• The exercise: Leave out the pictures, then reproduce the rest of the material exactly.
──────
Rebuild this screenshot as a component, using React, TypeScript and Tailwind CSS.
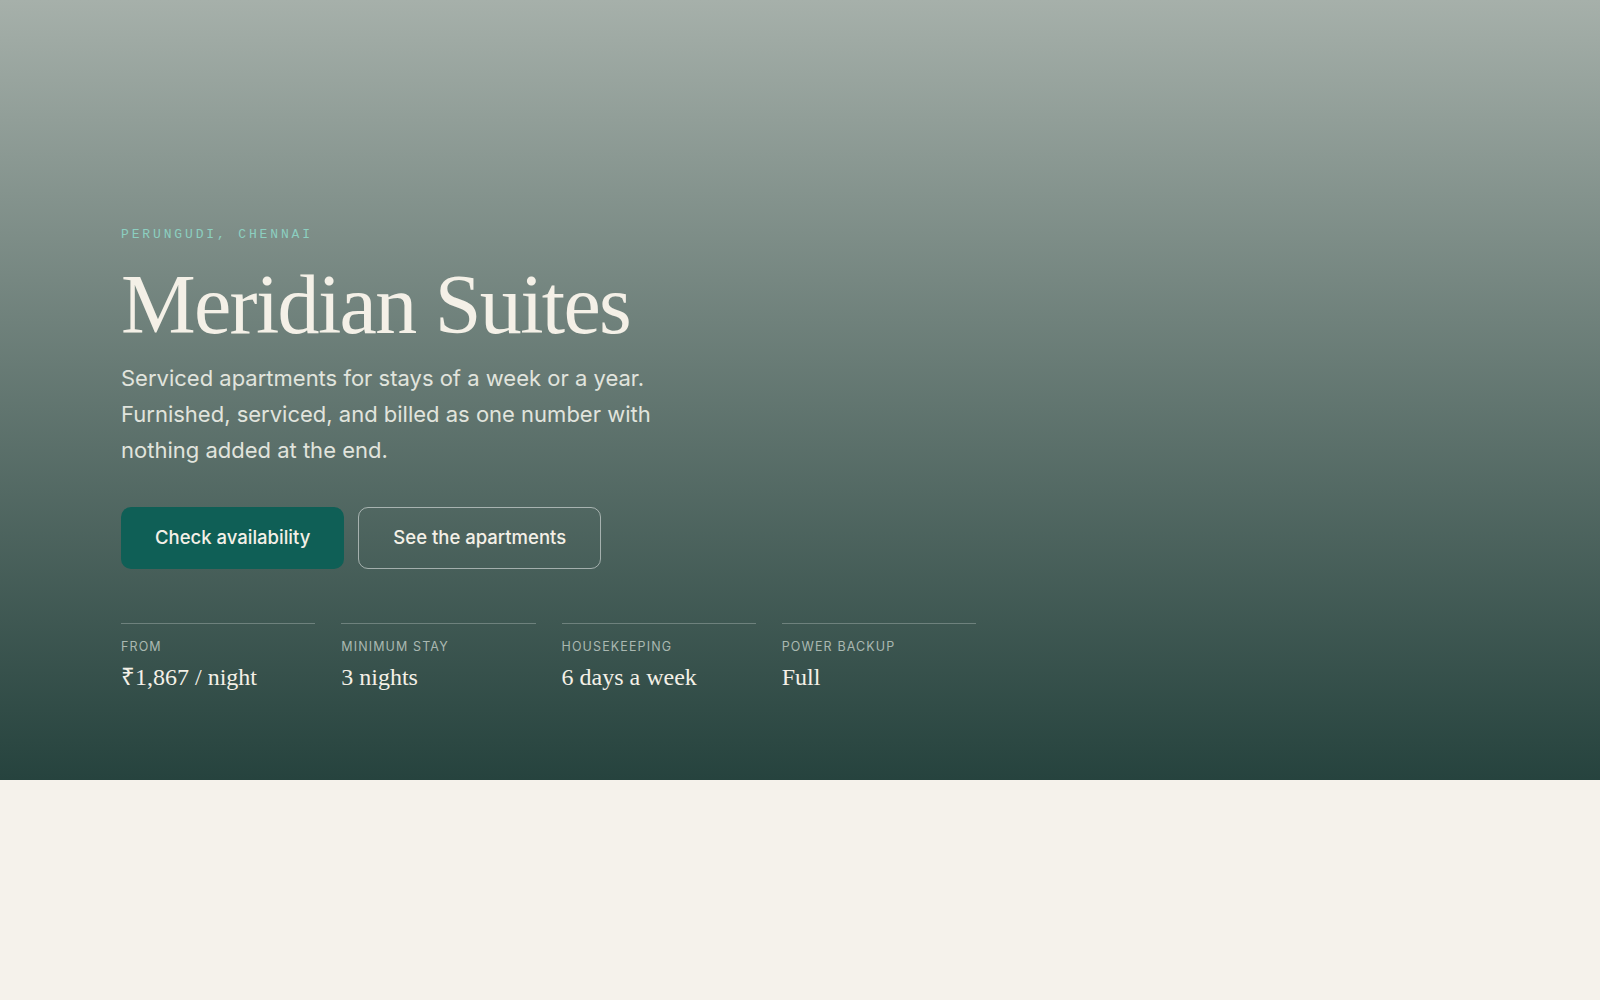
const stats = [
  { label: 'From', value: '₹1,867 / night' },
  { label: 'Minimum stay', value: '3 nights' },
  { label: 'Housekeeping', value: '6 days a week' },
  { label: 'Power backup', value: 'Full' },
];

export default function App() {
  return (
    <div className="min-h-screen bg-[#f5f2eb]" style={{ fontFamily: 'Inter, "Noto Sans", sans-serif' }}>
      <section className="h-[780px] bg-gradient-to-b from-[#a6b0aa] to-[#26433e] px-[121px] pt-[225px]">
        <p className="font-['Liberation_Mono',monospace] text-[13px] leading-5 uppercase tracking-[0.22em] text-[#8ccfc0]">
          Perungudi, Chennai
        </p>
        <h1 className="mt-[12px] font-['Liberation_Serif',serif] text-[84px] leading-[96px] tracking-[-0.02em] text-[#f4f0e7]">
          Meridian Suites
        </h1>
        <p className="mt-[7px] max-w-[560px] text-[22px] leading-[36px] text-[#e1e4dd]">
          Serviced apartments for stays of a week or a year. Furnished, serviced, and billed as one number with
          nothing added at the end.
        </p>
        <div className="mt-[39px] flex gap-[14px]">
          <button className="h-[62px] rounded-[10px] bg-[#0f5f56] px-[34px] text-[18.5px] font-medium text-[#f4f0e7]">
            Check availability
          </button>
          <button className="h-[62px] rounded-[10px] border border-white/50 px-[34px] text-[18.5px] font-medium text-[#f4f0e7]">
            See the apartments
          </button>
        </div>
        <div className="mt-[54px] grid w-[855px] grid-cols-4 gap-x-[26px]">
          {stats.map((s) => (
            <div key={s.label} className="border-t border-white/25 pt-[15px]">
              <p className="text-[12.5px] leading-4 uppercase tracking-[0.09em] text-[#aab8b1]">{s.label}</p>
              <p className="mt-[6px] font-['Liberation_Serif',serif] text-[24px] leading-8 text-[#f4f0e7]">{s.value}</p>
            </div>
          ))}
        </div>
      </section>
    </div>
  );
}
──────
• Correct response:
Rebuild this screenshot as a component, using React, TypeScript and Tailwind CSS.
const stats = [
  { label: 'From', value: '₹1,867 / night' },
  { label: 'Minimum stay', value: '3 nights' },
  { label: 'Housekeeping', value: '6 days a week' },
  { label: 'Power backup', value: 'Full' },
];

export default function App() {
  return (
    <div className="min-h-screen bg-[#f5f2eb]" style={{ fontFamily: 'Inter, "Noto Sans", sans-serif' }}>
      <section className="h-[780px] bg-gradient-to-b from-[#a6b0aa] to-[#26433e] px-[121px] pt-[225px]">
        <p className="font-['Liberation_Mono',monospace] text-[13px] leading-5 uppercase tracking-[0.22em] text-[#8ccfc0]">
          Perungudi, Chennai
        </p>
        <h1 className="mt-[12px] font-['Liberation_Serif',serif] text-[84px] leading-[96px] tracking-[-0.02em] text-[#f4f0e7]">
          Meridian Suites
        </h1>
        <p className="mt-[7px] max-w-[560px] text-[22px] leading-[36px] text-[#e1e4dd]">
          Serviced apartments for stays of a week or a year. Furnished, serviced, and billed as one number with
          nothing added at the end.
        </p>
        <div className="mt-[39px] flex gap-[14px]">
          <button className="h-[62px] rounded-[10px] bg-[#0f5f56] px-[34px] text-[18.5px] font-medium text-[#f4f0e7]">
            Check availability
          </button>
          <button className="h-[62px] rounded-[10px] border border-white/50 px-[34px] text-[18.5px] font-medium text-[#f4f0e7]">
            See the apartments
          </button>
        </div>
        <div className="mt-[54px] grid w-[855px] grid-cols-4 gap-x-[26px]">
          {stats.map((s) => (
            <div key={s.label} className="border-t border-white/25 pt-[15px]">
              <p className="text-[12.5px] leading-4 uppercase tracking-[0.09em] text-[#aab8b1]">{s.label}</p>
              <p className="mt-[6px] font-['Liberation_Serif',serif] text-[24px] leading-8 text-[#f4f0e7]">{s.value}</p>
            </div>
          ))}
        </div>
      </section>
    </div>
  );
}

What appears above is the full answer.